Despite this comment, Ferguson displays a touch of snobbery when it comes to discussing songwriting produced after the heydays of Porter, Rodgers and Gershwin. "The other night we were rehearsing the tune 'Let's Do It'--you know, 'Birds do it/Bees do it/Even educated fleas do it/Let's do it/Let's fall in love.' For me, this is somewhat of an example of the decline of popular music over the last thirty years. Because the Beatles' idea of expressing this concept was, 'Why don't we do it in the road?' And Cole Porter found a hundred ways, in the course of four stanzas, to say 'Let's do it.' And they're wonderful. They're literate, intelligent, funny, clever, and I'd much rather be doing that than singing 'Let's do it in the road.'"
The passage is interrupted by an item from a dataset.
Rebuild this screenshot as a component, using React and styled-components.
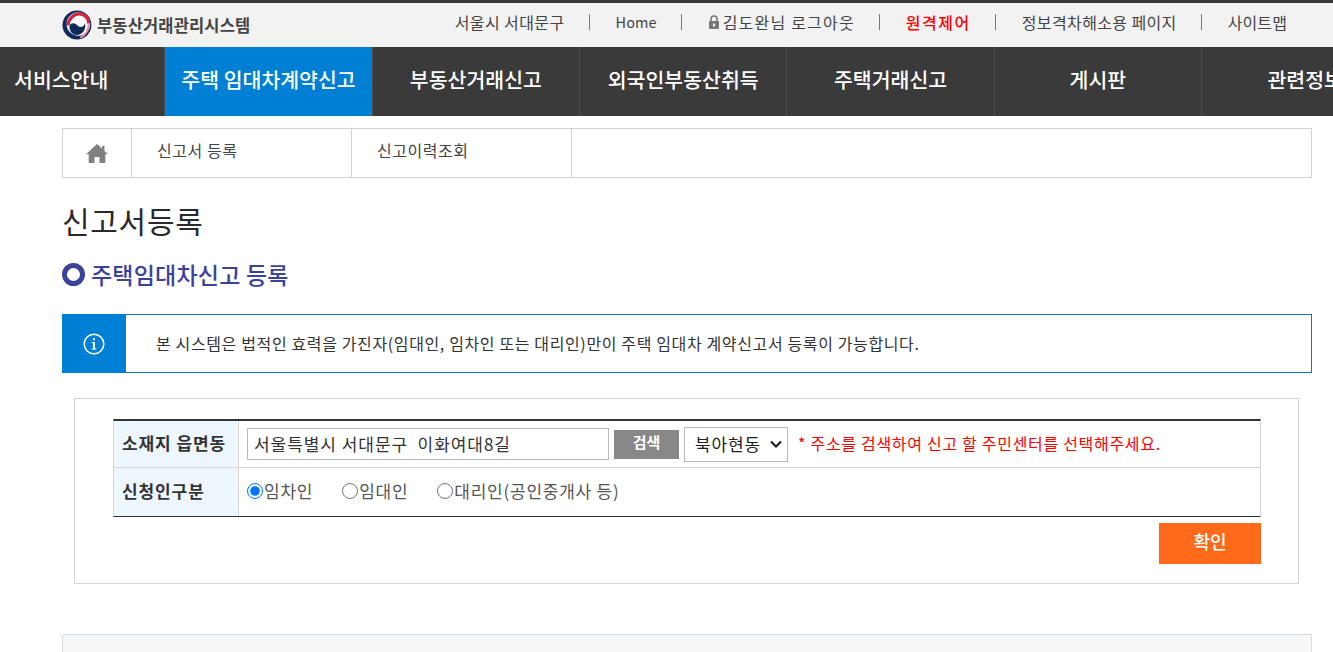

There's little chance that Ferguson will be doing the latter anytime soon. He's already written arrangements for another CD based on its predecessor's formula, and he plans to release an all-Gershwin recording in 1998 to commemorate the 100th anniversary of the composer's birth. "At that point," he announces, "I think we'll have a body of work that would be hard for any distributor or label to say no to." He adds, "I'm sort of one of the most persistent people I know--relentlessly so. I realize that success is very difficult. But all I can say is that I've been successful marketing other ideas, so I have the confidence that I can do this as long as I remain interested and engaged in the music and it's fun on that level."

As for listeners who feel that music tends to suffer when its makers pay too much attention to the bottom line, Ferguson responds, "I don't want to be all things to all people. When you do that, you have to play a little bit of everything to make everybody happy, and that's not where I'm at. I'm interested in doing what I want to do, and then if somebody wants to buy our product with that understanding, then we're in business. If they don't, then they need to go somewhere else.